The language of the umbrella policy relevant to the coverage of automobiles stated:

Coverage — When We Pay
Allstate will pay when an insured becomes legally obligated to pay for personal injury or property damage caused by an occurrence.
Personal Activities
Coverage applies to an occurrence arising only out of:
3. the occupancy of a land vehicle, aircraft or watercraft by an insured for personal transportation. Occupancy of any such conveyance while being used in any way directly related to an insured’s business or business property is not covered.

(Emphasis added.) The policy covered Mr. Delmue’s three automobiles and two teenage sons.
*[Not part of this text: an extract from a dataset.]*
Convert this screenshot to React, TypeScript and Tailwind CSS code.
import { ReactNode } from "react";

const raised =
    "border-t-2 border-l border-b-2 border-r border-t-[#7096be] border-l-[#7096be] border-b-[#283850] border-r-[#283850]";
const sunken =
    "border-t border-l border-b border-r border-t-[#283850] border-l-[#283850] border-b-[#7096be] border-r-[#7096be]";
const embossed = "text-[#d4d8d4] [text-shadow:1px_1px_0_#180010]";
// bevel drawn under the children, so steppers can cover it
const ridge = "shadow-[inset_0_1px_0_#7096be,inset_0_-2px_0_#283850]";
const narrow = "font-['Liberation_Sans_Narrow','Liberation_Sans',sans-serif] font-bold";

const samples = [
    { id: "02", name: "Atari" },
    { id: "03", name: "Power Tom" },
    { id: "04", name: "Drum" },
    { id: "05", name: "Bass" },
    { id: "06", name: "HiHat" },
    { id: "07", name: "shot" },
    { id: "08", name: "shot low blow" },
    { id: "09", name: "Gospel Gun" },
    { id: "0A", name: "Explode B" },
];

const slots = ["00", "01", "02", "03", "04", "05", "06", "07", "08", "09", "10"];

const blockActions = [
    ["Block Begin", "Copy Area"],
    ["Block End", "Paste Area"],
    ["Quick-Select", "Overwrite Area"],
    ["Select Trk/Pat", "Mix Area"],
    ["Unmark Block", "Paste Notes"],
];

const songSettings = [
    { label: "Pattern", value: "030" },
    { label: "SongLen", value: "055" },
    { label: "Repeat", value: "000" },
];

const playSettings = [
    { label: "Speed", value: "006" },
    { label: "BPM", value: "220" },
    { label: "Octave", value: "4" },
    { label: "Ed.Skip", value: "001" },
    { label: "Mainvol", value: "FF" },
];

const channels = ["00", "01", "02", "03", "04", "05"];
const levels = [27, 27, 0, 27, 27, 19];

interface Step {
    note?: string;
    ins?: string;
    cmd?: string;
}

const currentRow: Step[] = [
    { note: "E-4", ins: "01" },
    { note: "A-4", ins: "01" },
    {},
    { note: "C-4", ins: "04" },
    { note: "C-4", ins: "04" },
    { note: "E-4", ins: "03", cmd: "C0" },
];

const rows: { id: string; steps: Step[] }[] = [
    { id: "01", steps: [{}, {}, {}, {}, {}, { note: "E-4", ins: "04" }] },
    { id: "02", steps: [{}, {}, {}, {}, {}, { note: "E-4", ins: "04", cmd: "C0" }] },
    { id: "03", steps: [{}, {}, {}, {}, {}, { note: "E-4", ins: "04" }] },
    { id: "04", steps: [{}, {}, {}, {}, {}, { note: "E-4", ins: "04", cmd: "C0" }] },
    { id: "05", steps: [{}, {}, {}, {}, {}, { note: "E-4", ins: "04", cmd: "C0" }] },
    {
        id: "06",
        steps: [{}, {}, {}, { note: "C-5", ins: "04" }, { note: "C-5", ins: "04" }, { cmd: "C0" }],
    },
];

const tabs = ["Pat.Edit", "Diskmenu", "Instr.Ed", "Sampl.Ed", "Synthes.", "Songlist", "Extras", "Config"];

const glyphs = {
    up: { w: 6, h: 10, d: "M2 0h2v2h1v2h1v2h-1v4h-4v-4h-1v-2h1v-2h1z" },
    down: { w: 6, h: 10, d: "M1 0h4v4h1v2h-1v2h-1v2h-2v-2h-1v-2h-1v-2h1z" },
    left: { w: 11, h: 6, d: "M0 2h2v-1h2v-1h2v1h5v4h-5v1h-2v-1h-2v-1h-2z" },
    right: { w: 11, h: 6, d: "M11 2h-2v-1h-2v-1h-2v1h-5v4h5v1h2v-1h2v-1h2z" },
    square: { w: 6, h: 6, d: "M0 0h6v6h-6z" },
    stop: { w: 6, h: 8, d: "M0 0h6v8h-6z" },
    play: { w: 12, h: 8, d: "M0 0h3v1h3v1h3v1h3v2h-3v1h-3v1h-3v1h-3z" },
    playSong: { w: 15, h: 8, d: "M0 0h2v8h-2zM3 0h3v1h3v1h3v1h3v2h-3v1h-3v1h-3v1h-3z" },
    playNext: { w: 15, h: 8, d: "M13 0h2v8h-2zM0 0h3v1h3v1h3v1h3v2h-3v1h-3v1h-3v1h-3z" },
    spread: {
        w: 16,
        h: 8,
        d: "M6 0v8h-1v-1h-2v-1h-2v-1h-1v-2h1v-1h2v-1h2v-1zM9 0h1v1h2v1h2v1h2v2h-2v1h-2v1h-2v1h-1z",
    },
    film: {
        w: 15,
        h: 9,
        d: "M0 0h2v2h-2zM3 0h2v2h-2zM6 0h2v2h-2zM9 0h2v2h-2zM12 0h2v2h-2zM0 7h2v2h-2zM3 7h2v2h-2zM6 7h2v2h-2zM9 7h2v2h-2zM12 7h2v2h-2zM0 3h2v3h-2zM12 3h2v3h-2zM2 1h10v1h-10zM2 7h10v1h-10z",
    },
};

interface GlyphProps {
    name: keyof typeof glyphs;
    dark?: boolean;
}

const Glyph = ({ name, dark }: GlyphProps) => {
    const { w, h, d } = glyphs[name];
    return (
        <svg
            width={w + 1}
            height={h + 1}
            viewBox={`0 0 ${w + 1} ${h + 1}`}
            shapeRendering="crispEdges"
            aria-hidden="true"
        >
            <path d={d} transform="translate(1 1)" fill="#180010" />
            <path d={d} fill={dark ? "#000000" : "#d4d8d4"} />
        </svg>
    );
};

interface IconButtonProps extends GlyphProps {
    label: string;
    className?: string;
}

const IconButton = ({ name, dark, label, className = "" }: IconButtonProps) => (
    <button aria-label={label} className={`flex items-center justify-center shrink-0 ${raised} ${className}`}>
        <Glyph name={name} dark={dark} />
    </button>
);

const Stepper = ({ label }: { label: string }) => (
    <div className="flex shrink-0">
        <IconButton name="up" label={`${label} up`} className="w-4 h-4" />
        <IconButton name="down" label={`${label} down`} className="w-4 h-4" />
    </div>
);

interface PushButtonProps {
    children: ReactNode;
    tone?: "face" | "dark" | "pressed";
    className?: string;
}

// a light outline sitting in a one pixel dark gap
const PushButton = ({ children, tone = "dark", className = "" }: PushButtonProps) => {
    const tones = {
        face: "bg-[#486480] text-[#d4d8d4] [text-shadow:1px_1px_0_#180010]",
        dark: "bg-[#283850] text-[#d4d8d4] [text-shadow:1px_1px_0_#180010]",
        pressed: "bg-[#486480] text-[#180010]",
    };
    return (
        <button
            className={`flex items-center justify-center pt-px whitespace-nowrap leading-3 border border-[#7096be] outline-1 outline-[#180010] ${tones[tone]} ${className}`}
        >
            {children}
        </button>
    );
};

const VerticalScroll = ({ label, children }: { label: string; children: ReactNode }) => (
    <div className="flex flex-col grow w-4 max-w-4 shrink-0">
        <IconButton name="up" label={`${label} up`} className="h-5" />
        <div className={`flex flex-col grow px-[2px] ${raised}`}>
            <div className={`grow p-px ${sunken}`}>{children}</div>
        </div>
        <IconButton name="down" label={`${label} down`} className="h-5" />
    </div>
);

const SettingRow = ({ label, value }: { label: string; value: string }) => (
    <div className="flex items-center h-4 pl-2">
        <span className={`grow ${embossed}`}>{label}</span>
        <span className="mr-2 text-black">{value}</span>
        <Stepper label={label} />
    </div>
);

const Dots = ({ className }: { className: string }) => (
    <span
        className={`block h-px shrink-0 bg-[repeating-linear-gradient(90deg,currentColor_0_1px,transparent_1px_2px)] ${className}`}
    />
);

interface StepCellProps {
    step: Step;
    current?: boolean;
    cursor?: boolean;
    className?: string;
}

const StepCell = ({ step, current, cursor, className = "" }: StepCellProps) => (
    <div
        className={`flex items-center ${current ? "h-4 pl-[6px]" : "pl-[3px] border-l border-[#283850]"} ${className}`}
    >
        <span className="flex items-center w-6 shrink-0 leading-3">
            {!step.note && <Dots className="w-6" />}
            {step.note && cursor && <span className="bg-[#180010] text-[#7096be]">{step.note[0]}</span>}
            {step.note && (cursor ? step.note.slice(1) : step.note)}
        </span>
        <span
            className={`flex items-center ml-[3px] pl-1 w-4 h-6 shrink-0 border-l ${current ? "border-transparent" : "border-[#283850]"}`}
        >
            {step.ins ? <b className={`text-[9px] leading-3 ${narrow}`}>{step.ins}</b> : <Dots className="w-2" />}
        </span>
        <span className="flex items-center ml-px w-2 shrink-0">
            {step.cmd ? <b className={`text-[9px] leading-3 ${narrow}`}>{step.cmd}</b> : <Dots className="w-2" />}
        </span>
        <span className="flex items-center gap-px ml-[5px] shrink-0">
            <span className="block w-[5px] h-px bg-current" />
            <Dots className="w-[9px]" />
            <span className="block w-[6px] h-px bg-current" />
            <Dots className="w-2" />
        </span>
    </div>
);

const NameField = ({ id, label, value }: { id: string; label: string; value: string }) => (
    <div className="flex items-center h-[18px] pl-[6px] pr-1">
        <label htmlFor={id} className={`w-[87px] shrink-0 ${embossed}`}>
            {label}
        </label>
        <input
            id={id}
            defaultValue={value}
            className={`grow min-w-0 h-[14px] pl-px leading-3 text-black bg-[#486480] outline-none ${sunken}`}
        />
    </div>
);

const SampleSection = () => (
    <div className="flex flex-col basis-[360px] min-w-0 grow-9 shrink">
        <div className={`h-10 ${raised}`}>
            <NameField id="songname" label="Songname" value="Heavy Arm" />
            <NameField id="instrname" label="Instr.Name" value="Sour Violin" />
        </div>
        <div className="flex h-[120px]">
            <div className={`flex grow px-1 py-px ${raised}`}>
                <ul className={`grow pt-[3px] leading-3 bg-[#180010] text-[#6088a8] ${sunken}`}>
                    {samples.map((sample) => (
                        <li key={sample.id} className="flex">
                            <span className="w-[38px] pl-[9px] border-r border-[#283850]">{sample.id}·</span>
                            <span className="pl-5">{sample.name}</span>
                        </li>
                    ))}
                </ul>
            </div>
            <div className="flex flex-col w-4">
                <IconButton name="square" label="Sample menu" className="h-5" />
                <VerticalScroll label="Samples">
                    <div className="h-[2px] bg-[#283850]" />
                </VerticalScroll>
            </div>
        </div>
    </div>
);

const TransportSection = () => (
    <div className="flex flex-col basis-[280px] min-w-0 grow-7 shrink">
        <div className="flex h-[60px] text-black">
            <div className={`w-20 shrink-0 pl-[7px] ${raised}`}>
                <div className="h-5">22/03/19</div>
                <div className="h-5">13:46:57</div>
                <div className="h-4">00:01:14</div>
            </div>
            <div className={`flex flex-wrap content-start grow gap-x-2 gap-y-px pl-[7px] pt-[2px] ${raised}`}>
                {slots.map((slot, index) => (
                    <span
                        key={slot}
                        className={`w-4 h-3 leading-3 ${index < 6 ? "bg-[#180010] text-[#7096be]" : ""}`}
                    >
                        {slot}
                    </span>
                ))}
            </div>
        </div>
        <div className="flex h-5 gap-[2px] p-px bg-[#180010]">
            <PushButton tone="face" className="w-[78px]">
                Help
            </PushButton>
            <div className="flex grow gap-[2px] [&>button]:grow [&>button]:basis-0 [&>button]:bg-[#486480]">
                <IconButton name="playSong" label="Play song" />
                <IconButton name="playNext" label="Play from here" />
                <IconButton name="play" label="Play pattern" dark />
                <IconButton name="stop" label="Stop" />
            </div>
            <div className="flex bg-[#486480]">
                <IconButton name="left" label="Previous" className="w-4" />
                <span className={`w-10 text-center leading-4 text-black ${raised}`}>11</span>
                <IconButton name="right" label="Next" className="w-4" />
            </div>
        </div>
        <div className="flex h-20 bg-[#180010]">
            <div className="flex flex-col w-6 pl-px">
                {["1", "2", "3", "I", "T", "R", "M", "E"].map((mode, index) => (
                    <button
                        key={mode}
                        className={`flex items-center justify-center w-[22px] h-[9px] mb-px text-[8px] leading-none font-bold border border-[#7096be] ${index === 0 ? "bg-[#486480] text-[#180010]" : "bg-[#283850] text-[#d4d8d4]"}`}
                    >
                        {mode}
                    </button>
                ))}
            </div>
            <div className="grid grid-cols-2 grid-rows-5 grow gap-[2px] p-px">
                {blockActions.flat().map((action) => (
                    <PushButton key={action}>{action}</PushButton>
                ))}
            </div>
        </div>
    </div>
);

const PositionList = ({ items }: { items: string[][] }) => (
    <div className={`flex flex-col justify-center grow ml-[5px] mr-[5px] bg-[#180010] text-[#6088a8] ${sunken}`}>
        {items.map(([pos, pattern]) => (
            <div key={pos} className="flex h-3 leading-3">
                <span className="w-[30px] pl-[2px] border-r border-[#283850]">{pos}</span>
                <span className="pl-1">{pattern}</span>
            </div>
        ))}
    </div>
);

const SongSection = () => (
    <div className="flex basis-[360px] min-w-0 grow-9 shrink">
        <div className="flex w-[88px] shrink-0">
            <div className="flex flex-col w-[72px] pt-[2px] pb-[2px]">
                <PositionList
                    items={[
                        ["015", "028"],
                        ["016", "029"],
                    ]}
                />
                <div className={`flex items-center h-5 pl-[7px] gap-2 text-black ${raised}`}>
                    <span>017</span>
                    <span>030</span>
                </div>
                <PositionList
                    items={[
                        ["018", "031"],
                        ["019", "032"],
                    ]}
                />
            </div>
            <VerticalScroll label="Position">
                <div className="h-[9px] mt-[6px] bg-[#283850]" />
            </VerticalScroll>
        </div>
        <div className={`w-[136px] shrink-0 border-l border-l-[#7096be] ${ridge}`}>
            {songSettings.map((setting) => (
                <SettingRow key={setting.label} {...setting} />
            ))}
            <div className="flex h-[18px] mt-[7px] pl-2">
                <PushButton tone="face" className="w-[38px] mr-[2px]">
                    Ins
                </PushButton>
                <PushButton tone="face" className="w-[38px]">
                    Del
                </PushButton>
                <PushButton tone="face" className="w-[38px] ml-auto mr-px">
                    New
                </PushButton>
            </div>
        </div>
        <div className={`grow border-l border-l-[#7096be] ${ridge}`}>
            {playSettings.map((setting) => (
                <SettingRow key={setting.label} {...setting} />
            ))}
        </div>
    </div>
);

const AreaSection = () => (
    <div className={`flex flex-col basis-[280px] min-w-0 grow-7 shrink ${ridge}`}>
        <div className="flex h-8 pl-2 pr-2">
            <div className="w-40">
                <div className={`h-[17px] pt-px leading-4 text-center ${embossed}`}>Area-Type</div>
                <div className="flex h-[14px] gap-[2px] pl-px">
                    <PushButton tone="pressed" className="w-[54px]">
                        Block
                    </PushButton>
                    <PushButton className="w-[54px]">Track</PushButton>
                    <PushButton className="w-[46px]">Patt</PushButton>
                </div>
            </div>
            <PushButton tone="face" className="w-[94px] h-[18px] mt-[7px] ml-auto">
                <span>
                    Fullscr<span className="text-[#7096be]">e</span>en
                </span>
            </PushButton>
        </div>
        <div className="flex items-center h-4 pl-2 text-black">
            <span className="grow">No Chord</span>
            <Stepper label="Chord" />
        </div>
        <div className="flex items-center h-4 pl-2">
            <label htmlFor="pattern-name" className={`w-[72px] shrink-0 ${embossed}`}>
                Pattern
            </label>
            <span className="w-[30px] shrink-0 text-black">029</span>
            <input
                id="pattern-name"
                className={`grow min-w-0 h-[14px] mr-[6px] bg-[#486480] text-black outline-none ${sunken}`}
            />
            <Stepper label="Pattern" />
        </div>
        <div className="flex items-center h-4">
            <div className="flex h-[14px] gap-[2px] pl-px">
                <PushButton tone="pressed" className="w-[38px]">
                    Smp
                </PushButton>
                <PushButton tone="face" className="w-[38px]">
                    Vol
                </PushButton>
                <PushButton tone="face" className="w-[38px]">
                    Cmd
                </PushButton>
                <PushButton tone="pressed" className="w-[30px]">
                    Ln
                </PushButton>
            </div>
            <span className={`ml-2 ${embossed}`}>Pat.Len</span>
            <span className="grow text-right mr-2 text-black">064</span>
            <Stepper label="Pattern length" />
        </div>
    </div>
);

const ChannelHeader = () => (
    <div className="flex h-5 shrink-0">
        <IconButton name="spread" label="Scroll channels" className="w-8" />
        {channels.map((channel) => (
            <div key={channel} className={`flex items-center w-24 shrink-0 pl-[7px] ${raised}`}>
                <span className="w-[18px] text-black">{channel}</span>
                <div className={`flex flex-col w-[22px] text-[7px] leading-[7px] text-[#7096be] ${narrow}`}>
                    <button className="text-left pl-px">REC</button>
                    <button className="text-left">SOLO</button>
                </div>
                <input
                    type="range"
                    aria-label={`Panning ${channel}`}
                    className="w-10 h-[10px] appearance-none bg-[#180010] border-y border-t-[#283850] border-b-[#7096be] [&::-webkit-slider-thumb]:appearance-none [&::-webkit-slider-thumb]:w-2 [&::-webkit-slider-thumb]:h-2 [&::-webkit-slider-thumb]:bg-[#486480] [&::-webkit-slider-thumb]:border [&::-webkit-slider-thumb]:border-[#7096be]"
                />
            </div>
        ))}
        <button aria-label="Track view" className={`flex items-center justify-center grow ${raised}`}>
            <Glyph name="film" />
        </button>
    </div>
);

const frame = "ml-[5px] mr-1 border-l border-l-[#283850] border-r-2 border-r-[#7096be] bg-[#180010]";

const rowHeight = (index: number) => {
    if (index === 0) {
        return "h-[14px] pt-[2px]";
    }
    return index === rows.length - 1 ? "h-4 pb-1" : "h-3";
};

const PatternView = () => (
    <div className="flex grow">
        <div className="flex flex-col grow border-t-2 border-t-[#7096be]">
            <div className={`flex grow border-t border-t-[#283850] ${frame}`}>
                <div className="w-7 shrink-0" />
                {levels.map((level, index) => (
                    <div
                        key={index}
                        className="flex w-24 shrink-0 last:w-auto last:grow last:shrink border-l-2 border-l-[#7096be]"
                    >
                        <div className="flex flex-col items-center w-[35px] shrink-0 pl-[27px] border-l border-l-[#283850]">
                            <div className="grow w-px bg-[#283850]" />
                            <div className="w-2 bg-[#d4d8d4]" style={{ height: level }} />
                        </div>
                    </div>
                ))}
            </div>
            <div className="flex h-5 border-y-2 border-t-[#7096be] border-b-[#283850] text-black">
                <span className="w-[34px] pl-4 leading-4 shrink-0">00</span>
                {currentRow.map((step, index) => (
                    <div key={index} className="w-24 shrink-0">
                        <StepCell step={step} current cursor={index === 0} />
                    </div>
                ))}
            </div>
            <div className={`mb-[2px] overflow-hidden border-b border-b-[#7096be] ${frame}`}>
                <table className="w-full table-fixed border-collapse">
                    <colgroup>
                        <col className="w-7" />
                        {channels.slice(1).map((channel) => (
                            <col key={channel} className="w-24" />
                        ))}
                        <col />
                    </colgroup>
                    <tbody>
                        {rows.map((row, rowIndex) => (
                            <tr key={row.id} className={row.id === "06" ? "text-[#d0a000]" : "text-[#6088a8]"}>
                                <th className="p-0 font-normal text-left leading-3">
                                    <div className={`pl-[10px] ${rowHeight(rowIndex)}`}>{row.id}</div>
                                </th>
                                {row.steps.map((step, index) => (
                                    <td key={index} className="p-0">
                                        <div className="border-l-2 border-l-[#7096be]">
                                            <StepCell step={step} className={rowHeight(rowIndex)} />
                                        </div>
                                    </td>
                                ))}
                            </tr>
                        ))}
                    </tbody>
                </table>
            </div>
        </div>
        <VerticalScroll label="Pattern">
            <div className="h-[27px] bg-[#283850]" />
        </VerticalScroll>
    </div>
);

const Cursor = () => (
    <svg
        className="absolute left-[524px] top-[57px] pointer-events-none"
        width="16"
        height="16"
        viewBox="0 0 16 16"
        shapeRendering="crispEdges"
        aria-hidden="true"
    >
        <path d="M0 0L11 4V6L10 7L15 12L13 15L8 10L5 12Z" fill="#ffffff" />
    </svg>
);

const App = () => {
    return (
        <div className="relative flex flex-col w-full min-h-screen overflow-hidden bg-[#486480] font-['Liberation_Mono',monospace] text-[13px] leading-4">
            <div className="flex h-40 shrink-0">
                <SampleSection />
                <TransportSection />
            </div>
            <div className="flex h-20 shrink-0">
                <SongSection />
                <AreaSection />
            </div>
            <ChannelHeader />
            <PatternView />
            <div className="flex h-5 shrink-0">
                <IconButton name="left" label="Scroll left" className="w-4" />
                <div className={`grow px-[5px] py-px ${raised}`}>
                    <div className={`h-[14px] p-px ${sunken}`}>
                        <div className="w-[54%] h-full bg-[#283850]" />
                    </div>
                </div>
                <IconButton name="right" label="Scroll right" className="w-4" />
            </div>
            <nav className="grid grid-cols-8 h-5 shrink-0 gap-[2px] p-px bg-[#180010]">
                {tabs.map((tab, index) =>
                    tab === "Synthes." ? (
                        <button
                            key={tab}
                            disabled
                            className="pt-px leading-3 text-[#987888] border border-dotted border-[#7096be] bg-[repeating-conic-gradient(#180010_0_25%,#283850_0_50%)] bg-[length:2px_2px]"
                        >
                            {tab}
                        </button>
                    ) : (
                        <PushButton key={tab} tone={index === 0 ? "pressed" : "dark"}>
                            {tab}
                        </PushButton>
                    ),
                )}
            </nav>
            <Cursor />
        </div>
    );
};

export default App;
On February 14, 1992, fifteen-year-old Brian J. Delmue (“Brian”) was a passenger in the automobile of sixteen-year-old David A. Barkman (“Barkman”). As Barkman was driving east *416 on McCarran Boulevard, he lost control of his vehicle, swerved off the road, and rolled his Ford Bronco several times. As a result, Brian was ejected from the car and killed. At the time of Brian’s demise, Mr. Delmue’s primary automobile insurance policy and the umbrella policy were in effect.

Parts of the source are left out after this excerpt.